Isabel tugged on my sleeve. I looked down at her in distracted affection and kissed her forehead, but she only tugged harder. She leaned in and whispered in my ear, “We’re in trouble.”
“I know that, Ibby.”
“No, we’re in trouble. Really.”
“Can you get through the fire and get out?”
“Sure,” she said, and shrugged. “But I can’t get anybody else out. They’ll let me go; they already told me so. And Sanjay and Elijah, too. But nobody else. And I can’t leave Uncle Luis.”
“You may have to,” I told her. “You may have to take the other two and leave, if they’ll let you.”
She gave me a long, sober look. “That’s what they want us to do. They want us to go back to the Lady.”
My arms tightened around her. I thought of Zedala, of those other fanatical children; Ibby, Sanjay, and Elijah would make perfect assassins, if she continued their indoctrination. I couldn’t allow that to happen to them.
But at least they’d be alive. My alternative might be to watch them die in a particularly horrible way.
I turned to Luis, but he was moving toward Marion, who was beckoning for his help.
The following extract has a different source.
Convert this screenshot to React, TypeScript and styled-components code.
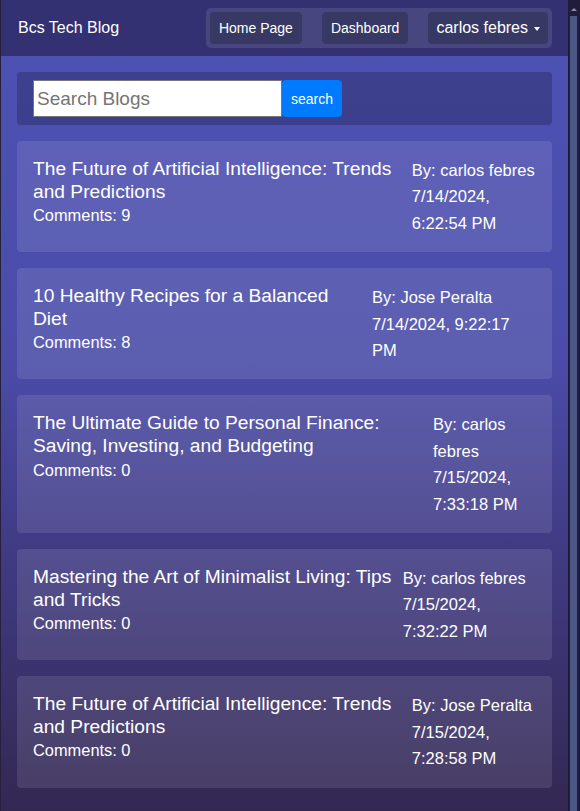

He was limping, and there was a broad, bloody stain on the leg of his pants. A bullet wound, but one he was managing well.
Ben had also been shot, from behind, by someone he must have trusted. He’d been heading to join Marion, or to warn her. “Ibby,” I said. “You said we were in trouble. You didn’t mean the fire, did you?”
“I saw her shoot him,” Ibby said, still in that tense, quiet whisper. “I didn’t know how to stop it. You should have showed me how to stop the bullets from exploding, and I could have stopped her from killing Ben. But it was too late then. I couldn’t bring him back. Nobody else saw it, and I don’t think she knows that I know.”
My gaze moved around the room, and fell on Shasa, who was deep in concentration, hands held palms out. She was sending waves of control against the fire, but whatever or whoever directed it against us was stronger. She was shaking, and damp with sweat as much from effort as heat.
“Not her,” Ibby whispered. “Her.”
I turned and met Janice Worthing’s calm, kind eyes—only in that instant they weren’t calm, or kind. Only blank with calculation. And I felt something go still and very quiet inside me.
I had known. On some level, I’d been uneasy with the woman, though everything and everyone around me had given the lie to that instinct. I should have listened to my Djinn side, I realized, the cynical and mistrustful side that had refused to be swayed and charmed by her subtle use of power.
Janice Worthing had been the traitor in the heart of the school, and no one, not even Marion, had suspected her. I wondered how long she’d been waiting to strike—months, maybe years. Maybe she’d been an early convert of Pearl’s, or maybe she’d simply been for hire. She didn’t, even now, strike me as a true believer—more of a mercenary.
She was holding little Elijah, the youngest of the children, in her arms. He’d been sent into a deep artificial sleep; to all appearances, her cradling of his body was gentle and protective, but suddenly I saw it differently.